(Exercise description)
Every line that contains the word "styles" should be copied.

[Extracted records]
## Start

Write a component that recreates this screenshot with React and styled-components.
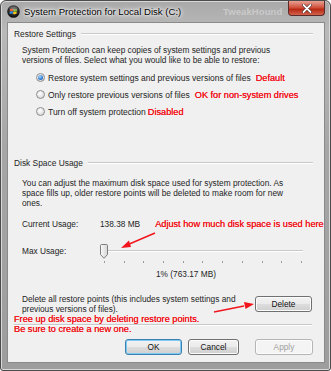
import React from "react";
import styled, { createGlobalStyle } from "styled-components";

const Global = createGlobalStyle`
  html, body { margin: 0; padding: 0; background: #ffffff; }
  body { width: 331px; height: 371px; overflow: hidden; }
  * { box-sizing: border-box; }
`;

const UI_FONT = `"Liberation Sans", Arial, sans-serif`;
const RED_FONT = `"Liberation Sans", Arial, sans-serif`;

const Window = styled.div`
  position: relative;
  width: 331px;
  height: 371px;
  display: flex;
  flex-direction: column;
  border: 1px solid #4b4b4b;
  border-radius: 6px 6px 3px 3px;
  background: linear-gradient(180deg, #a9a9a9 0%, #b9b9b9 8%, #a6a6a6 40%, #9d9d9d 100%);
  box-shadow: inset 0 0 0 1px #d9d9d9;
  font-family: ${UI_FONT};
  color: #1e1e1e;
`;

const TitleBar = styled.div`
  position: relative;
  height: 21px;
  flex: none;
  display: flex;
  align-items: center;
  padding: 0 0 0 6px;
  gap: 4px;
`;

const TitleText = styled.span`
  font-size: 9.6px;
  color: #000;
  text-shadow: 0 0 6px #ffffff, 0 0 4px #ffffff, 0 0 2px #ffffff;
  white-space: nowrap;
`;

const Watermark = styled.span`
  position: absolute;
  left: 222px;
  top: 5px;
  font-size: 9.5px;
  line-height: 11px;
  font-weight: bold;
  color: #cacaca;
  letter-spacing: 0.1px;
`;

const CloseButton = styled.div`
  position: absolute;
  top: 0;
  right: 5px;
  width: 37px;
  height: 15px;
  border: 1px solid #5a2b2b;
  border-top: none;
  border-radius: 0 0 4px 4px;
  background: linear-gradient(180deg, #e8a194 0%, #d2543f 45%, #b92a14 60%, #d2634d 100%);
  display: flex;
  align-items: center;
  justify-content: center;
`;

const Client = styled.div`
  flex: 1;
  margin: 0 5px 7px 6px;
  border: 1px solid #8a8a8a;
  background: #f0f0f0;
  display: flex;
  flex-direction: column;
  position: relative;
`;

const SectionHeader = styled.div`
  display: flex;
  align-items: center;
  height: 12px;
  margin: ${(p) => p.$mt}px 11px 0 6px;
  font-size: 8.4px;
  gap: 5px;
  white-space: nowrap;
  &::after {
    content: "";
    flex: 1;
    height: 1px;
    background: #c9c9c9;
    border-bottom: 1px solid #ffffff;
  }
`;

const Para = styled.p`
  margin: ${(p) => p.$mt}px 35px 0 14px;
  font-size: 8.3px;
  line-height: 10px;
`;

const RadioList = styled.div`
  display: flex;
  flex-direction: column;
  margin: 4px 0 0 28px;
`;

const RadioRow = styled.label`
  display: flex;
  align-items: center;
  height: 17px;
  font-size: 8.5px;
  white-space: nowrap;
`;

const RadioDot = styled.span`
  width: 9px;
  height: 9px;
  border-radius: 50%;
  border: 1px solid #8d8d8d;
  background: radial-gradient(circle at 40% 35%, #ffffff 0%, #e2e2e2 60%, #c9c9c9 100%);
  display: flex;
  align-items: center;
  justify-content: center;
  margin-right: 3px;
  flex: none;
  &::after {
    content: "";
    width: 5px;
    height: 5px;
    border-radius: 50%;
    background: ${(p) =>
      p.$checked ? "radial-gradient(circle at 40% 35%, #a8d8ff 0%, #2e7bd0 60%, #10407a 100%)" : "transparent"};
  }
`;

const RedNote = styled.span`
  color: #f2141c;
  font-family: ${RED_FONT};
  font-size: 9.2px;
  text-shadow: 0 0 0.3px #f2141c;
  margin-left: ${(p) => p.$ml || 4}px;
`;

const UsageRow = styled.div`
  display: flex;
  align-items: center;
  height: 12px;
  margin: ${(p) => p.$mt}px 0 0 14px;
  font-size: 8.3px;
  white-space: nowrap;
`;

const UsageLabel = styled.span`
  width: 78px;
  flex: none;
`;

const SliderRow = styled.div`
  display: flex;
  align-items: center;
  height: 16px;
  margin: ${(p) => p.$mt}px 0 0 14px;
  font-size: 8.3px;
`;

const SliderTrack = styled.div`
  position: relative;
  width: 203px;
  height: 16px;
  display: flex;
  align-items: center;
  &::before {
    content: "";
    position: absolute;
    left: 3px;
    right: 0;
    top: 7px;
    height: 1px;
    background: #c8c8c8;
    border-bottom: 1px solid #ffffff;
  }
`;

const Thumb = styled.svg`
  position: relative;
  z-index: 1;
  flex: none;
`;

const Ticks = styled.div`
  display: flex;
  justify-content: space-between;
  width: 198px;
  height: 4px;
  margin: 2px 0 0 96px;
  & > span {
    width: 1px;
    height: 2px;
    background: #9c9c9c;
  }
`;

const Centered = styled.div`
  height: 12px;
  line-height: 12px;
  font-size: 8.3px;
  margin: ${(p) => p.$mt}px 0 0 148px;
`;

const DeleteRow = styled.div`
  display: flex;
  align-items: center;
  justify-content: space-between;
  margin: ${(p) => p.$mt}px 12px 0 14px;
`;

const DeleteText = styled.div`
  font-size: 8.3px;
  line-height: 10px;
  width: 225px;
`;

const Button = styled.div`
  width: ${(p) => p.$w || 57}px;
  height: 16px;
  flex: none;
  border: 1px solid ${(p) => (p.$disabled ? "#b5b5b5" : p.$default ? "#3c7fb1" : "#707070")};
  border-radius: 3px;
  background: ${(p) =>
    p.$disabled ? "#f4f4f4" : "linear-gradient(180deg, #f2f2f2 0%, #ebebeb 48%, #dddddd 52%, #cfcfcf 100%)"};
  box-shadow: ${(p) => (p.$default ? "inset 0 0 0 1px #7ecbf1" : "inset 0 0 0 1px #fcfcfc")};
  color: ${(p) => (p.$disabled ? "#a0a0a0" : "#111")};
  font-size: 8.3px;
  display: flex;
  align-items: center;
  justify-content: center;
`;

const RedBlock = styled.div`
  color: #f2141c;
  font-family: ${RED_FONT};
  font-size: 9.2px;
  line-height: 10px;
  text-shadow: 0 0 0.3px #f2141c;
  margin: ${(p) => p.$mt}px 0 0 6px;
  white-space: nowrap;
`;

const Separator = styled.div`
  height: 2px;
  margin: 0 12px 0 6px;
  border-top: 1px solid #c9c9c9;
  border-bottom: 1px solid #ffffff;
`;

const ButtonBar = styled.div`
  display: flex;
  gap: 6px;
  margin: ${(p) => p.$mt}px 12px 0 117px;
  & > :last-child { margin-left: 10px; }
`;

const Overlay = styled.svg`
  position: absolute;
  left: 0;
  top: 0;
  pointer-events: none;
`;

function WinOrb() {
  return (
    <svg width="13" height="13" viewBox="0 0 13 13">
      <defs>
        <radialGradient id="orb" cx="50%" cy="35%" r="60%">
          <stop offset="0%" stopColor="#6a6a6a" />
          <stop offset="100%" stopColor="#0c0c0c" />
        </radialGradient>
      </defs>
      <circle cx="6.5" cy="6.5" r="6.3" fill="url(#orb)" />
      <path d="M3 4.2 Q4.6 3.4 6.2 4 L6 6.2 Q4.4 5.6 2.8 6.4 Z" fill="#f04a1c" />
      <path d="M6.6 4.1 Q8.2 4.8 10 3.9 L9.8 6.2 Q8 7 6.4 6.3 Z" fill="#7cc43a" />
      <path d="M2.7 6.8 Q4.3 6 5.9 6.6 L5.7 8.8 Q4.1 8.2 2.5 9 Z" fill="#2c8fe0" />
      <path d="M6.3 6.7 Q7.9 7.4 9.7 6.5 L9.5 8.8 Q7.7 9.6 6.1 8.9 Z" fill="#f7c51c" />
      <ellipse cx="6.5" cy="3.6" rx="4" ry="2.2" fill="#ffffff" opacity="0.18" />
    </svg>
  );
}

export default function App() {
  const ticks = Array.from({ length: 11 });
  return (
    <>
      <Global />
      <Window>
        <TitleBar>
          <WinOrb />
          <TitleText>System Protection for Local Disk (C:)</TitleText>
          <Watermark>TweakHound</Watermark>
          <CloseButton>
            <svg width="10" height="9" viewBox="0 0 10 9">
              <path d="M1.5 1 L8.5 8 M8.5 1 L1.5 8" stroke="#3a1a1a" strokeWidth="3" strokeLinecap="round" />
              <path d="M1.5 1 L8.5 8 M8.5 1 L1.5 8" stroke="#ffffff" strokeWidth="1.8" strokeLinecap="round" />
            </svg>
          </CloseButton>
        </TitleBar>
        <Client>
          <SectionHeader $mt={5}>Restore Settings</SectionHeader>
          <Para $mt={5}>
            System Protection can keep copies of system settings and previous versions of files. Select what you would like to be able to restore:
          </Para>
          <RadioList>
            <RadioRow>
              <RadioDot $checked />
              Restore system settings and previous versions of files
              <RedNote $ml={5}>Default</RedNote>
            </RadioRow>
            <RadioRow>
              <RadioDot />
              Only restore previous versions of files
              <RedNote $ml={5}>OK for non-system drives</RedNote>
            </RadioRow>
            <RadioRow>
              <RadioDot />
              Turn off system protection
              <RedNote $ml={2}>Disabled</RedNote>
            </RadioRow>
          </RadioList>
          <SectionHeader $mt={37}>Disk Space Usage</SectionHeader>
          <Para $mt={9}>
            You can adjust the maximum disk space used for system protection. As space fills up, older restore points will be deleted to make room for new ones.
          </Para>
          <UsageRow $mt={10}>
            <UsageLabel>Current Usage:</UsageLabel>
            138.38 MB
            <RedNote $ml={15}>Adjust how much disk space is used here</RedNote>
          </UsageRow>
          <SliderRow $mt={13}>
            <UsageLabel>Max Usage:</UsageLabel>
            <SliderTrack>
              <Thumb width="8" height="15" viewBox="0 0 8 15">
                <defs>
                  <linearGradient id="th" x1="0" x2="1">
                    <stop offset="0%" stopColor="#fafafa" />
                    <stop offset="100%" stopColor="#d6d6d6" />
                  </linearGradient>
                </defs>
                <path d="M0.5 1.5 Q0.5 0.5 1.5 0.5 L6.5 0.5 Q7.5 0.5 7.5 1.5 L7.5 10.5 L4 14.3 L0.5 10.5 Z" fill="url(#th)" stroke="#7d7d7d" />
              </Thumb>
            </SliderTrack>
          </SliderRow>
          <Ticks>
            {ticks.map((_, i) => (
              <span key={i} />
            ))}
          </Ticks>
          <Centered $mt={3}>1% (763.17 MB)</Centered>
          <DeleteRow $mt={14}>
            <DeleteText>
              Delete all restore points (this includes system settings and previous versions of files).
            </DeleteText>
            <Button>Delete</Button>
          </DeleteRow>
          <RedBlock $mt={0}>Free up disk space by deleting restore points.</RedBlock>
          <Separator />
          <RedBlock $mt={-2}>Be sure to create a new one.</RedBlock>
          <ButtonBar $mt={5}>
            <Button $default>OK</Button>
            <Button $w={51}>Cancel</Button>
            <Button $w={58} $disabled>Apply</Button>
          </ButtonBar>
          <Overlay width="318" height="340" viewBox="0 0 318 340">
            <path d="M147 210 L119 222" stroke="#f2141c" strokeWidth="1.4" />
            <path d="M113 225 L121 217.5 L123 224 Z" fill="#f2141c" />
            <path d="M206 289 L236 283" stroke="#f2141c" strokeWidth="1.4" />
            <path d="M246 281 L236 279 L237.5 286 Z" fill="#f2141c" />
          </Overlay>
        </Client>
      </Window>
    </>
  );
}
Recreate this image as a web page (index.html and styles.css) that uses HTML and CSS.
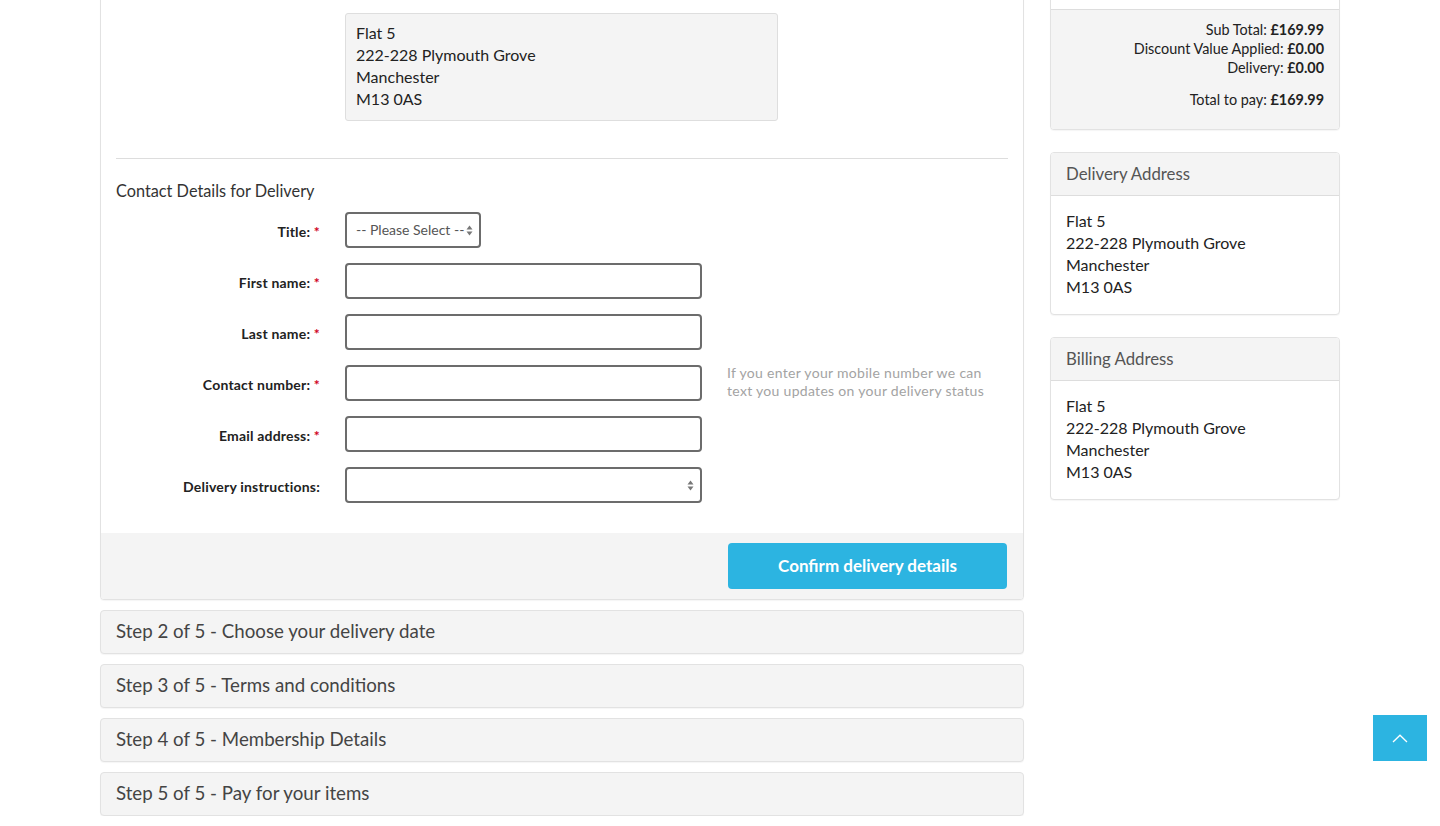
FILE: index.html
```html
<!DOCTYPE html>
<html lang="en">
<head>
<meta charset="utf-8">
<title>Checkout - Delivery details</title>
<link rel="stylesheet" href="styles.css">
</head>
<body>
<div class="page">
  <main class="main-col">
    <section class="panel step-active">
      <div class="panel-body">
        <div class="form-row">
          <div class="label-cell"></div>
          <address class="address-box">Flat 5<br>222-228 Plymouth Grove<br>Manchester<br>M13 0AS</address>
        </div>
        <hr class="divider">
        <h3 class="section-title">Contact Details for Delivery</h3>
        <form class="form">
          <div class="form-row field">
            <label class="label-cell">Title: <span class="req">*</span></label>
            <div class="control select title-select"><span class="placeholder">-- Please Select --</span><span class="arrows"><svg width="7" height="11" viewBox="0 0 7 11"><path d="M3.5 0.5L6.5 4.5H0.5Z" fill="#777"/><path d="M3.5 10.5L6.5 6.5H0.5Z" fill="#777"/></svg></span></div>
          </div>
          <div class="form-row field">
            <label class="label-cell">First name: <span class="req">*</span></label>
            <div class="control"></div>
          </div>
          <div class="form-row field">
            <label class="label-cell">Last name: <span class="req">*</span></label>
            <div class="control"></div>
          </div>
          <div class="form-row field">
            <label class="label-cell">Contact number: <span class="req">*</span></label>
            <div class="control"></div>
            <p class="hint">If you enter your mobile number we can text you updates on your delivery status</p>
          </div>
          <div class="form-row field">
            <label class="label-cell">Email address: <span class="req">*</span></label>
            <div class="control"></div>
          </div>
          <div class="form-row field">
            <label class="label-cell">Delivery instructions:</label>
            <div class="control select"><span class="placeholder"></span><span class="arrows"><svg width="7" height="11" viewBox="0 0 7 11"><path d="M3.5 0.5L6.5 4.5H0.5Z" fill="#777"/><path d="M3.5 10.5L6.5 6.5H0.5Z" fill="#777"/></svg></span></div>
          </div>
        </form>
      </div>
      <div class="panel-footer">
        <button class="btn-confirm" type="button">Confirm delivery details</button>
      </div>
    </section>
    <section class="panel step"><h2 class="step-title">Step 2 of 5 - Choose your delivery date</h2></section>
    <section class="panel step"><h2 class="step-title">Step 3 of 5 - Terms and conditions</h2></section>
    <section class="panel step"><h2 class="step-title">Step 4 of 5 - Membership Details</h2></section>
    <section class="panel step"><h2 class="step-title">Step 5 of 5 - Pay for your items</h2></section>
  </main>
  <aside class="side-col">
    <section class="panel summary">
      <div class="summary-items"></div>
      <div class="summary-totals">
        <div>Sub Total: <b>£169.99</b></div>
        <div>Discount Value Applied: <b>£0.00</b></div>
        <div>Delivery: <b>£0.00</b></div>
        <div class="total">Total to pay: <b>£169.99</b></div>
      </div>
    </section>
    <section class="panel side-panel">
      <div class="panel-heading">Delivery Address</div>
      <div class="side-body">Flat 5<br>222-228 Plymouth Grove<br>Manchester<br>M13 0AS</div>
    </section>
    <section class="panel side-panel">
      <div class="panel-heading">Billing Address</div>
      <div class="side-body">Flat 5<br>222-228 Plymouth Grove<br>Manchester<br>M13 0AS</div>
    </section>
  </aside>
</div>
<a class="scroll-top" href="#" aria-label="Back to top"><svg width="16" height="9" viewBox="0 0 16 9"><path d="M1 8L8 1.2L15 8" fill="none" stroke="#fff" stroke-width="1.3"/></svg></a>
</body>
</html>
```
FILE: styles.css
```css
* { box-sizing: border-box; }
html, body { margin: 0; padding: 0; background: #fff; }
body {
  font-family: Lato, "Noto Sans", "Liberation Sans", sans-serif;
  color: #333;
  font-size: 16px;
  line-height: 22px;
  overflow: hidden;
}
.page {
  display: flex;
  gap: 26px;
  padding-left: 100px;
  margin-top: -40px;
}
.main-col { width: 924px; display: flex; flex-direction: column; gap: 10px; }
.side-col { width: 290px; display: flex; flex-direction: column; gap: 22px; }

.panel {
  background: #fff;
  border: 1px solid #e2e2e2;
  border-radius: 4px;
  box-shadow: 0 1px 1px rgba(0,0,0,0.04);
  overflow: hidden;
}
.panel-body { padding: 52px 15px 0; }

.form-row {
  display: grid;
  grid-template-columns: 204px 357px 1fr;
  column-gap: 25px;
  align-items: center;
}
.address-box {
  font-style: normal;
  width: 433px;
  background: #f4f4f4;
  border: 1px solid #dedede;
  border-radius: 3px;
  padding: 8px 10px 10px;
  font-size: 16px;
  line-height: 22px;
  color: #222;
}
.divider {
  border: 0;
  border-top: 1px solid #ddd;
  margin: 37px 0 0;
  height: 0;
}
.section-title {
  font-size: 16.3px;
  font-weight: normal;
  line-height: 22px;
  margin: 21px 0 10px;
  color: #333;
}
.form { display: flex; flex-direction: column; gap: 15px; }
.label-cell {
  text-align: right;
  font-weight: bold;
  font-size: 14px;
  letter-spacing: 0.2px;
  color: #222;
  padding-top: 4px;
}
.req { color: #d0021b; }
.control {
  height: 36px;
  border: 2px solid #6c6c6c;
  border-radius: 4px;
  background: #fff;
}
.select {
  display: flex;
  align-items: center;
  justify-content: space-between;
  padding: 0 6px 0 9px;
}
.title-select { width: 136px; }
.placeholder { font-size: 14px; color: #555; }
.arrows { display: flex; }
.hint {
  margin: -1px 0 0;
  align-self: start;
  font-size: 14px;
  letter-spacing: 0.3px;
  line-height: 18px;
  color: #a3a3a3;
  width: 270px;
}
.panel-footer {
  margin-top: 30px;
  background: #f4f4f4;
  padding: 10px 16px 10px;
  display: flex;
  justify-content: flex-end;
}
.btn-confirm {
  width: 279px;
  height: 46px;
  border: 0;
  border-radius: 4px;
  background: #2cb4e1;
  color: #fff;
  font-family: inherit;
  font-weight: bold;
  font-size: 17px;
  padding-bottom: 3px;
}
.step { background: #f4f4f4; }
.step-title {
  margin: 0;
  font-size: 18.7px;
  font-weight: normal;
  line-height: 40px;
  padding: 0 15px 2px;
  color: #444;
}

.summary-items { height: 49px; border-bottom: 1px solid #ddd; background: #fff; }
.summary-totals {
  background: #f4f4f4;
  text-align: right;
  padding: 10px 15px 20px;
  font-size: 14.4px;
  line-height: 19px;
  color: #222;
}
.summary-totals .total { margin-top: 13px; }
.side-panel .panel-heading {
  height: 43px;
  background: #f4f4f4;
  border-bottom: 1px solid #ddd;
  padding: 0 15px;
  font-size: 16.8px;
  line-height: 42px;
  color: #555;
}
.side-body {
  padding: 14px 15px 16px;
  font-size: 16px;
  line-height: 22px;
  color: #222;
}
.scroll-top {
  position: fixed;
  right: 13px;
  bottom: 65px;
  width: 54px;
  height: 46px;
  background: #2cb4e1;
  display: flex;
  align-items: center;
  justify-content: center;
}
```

## End

(Solution to the problem)
Recreate this image as a web page (index.html and styles.css) that uses HTML and CSS.
<link rel="stylesheet" href="styles.css">
FILE: styles.css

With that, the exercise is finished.